‘The Walking Dead’ – ‘Nebraska’: This guy walks into a bar…

“The Walking Dead” is back from its mid-season hiatus. I posted an interview with producers Glen Mazzara and Robert Kirkman on Friday, and I have a review of tonight’s episode coming up just as soon as I check the map…

“There is no hope, and you know it now, like I do, don’t you?” -Herschel

Earlier this week, Mazzara had a Twitter back-and-forth with Damon Lindelof that included Mazzara telling the “Lost” co-creator that “TWD” is following in that show’s footsteps. The structure and setting of “The Walking Dead” isn’t quite like “Lost” – this show isn’t interested in what caused the plague or how to stop it, whereas “Lost” devoted a whole lot of time to wondering what the island was, who Jacob was, etc. – but it feels very similar in a lot of ways, and not just because Daryl is slowly morphing into Sawyer. (This week, he even nicknamed Lori “Olive Oyl.”) You have a group of relative strangers bound together by tragedy, trying to survive in hostile terrain with no hope of rescue, and you also have a show that’s trying to take a familiar sci-fi/horror conceit as seriously as possible and use it to tell character-driven stories.
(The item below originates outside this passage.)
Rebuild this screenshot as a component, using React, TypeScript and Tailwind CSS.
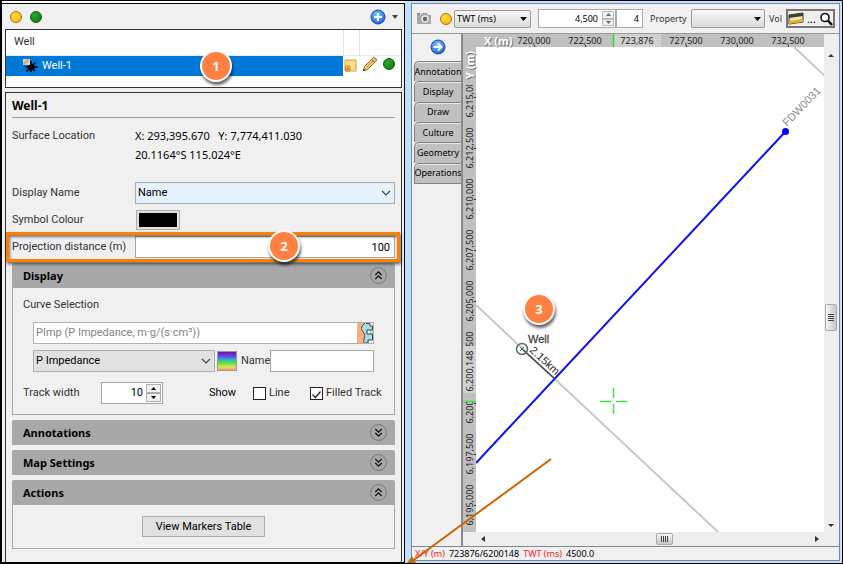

We can argue how successful “The Walking Dead” has been at the characterization, but that’s been the goal. And there is one way in which structurally the two series feel like they have a lot in common, particularly when we’re discussing the second season of each. When “Lost” got to its second (and third, for that matter) season, it feel into a pattern where all the good stuff tended to happen at either the beginning or the end on both a micro and macro level – where episodes would start with a bang, then wander aimlessly until a great final scene, or where the seasons would have great premieres and finales and drag for a long time in between.

And that feels something like the pattern we’re seeing in “TWD” this year. I thought the premiere was terrific, and I was wowed by the end of the mid-season finale, but there’s been a whole lot of standing around and talking during this interlude on Herschel’s farm, most of it being done by characters who don’t feel significantly deeper or more likable than when we met them at the quarry last season.

When I talked to Mazzara and Kirkman, they acknowledged that the farm episodes may have played slower than they intended, but also said that those episodes will take on greater weight in hindsight once we see where the season is going. And maybe they’ll be proven right. But having only seen “Nebraska” for now, it feels like that good beginning/blah middle/good ending pattern continues.

The opening scene, picking up seconds after Rick put a bullet through the thing that used to be Sophia, was great: the emotion felt every bit as palpable as it was at the end of November, and the image of Andrea with the scythe was terrific. And the climactic scene at the local bar, with Rick and Glen and Herschel having to deal with two human interlopers, was as suspenseful as any the show has ever done featuring actual monsters. (Or, rather, it suggested that in this brave new world, people can represent just as much danger as walkers.) Fantastic acting from Michael Raymond-James from “Terriers” as the chattier of the two – my only regret is that he died so quickly, as I found him more charismatic in a few minutes than a good chunk of the regular ensemble – and direction from Clark Johnson (the first of what I hope will be many gigs on AMC shows).

In between the opening credits and the scene at the bar, though? More of the same.

Though the show made me feel the weight of Sophia’s loss in that moment where she walked out of the barn in November, once things went quieter, she went back to being a non-entity. (When Glen lamented that they had lost others, but, “This was Sophia,” I wondered if perhaps he was speaking of an alternate version of the show where Carol and Sophia were the main characters and Carl was only relevant as Sophia’s occasional playmate.)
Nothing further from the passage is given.